• STATED EXERCISE: What lines of the data hold the string "styles"? Pull each one out.

• COLLECTED DATA:
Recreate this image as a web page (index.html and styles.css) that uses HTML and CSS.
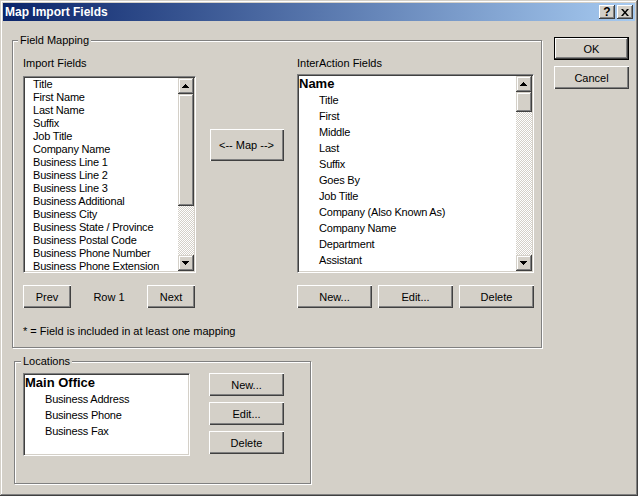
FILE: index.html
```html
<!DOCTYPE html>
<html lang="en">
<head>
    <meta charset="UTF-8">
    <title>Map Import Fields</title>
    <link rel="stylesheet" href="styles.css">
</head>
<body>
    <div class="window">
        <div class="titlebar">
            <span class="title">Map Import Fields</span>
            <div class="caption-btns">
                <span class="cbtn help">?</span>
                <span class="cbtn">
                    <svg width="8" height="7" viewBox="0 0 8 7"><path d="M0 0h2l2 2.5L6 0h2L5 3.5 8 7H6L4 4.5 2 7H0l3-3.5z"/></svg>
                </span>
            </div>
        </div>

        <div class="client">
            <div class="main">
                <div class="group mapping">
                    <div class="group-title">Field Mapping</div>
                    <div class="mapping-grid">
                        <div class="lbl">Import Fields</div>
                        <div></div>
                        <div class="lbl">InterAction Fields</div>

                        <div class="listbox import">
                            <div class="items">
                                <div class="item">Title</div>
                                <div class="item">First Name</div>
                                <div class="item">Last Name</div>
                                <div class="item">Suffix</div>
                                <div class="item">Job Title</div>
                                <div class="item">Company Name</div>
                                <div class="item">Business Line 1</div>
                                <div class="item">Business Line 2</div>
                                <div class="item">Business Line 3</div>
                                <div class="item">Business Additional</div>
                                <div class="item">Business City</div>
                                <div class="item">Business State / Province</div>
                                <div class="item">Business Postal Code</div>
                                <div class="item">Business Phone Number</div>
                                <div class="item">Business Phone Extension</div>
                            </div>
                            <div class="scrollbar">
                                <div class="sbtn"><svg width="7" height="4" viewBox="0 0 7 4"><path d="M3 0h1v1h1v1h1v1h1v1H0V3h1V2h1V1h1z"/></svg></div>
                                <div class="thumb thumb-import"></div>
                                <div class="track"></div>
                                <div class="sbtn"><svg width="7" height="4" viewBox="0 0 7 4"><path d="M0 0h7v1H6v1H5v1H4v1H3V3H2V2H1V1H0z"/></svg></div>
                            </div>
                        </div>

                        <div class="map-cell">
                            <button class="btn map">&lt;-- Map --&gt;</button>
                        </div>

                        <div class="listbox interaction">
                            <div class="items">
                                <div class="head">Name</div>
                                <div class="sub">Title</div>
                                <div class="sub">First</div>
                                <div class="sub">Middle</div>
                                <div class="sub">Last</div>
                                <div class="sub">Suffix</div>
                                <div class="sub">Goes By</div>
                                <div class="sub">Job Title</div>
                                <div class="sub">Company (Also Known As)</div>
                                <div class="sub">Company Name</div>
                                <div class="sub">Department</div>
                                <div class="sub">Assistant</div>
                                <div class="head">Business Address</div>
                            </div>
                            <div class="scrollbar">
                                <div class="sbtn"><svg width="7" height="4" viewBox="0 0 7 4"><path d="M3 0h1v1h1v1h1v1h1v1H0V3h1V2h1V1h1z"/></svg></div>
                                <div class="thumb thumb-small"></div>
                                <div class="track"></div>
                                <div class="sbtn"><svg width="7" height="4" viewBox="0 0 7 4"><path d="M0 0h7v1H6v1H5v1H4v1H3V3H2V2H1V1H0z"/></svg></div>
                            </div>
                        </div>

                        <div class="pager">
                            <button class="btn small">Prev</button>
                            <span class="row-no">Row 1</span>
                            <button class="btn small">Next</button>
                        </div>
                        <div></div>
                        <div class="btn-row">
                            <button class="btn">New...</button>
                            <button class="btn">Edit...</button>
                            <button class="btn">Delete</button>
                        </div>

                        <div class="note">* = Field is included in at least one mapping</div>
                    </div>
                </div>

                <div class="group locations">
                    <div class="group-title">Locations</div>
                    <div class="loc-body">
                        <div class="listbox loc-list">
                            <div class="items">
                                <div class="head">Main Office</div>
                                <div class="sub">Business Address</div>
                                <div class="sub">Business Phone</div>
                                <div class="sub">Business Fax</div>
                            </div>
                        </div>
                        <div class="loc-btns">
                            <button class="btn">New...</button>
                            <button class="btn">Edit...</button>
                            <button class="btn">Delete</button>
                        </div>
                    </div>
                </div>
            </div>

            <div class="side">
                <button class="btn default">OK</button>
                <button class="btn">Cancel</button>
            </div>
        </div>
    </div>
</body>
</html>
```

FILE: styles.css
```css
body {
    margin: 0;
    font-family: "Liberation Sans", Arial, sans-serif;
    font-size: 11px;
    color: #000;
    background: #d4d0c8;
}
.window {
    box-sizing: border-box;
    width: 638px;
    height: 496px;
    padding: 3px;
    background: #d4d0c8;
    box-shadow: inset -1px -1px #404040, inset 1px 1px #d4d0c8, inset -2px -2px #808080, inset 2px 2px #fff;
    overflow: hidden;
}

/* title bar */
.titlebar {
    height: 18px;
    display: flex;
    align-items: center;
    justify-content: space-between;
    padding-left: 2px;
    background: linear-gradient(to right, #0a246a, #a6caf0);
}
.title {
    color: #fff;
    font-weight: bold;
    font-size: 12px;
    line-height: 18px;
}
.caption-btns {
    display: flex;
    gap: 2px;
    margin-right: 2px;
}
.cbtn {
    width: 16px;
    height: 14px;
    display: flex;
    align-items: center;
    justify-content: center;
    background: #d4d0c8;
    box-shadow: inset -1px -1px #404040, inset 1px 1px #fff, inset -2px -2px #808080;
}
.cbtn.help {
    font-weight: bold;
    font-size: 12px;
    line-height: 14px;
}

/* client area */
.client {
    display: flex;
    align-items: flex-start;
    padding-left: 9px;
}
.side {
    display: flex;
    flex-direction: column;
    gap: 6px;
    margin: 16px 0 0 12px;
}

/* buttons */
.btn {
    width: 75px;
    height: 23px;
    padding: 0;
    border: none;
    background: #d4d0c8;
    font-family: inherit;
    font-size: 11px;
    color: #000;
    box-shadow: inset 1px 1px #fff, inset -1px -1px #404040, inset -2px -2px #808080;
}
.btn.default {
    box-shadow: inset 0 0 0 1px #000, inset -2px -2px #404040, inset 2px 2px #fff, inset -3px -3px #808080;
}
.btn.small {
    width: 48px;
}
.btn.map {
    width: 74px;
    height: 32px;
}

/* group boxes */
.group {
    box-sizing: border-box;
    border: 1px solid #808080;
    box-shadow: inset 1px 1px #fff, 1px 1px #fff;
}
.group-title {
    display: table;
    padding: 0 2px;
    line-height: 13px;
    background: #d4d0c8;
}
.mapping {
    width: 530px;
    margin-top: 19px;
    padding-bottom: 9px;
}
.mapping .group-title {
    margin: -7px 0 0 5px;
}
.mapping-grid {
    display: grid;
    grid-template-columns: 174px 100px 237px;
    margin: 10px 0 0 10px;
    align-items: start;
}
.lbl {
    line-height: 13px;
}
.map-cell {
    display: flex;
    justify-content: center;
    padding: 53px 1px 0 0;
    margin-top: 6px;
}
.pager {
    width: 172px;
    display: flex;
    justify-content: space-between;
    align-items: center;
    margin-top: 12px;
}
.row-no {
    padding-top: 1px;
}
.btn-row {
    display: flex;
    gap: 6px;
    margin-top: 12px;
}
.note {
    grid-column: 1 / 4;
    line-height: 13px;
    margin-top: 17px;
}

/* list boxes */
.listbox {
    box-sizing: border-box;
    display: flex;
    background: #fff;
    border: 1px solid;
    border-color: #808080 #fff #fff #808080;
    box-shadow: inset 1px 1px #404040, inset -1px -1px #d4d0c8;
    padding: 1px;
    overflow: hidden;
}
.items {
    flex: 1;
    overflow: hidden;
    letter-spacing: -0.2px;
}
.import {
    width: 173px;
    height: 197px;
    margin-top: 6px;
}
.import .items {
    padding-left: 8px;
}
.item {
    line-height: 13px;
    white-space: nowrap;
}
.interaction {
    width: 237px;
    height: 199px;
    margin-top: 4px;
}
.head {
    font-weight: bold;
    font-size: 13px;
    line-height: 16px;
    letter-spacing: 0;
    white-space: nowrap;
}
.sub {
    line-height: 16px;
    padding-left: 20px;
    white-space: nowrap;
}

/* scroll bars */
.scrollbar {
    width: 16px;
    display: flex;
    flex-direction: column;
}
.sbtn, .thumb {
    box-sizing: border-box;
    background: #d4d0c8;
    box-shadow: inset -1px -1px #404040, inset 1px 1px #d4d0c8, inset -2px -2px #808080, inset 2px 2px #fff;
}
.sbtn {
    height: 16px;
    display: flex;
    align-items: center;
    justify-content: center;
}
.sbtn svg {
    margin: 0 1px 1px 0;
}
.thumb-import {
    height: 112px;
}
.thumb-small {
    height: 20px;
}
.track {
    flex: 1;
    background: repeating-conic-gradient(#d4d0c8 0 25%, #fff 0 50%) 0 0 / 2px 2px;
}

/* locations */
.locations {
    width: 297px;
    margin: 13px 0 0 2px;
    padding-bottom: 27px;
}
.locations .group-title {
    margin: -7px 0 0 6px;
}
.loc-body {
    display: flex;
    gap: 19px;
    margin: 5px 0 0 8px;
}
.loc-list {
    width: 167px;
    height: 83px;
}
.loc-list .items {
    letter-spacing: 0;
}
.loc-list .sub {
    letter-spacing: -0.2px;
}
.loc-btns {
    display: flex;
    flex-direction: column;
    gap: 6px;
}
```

• FULL RESPONSE:
Recreate this image as a web page (index.html and styles.css) that uses HTML and CSS.
    <link rel="stylesheet" href="styles.css">
FILE: styles.css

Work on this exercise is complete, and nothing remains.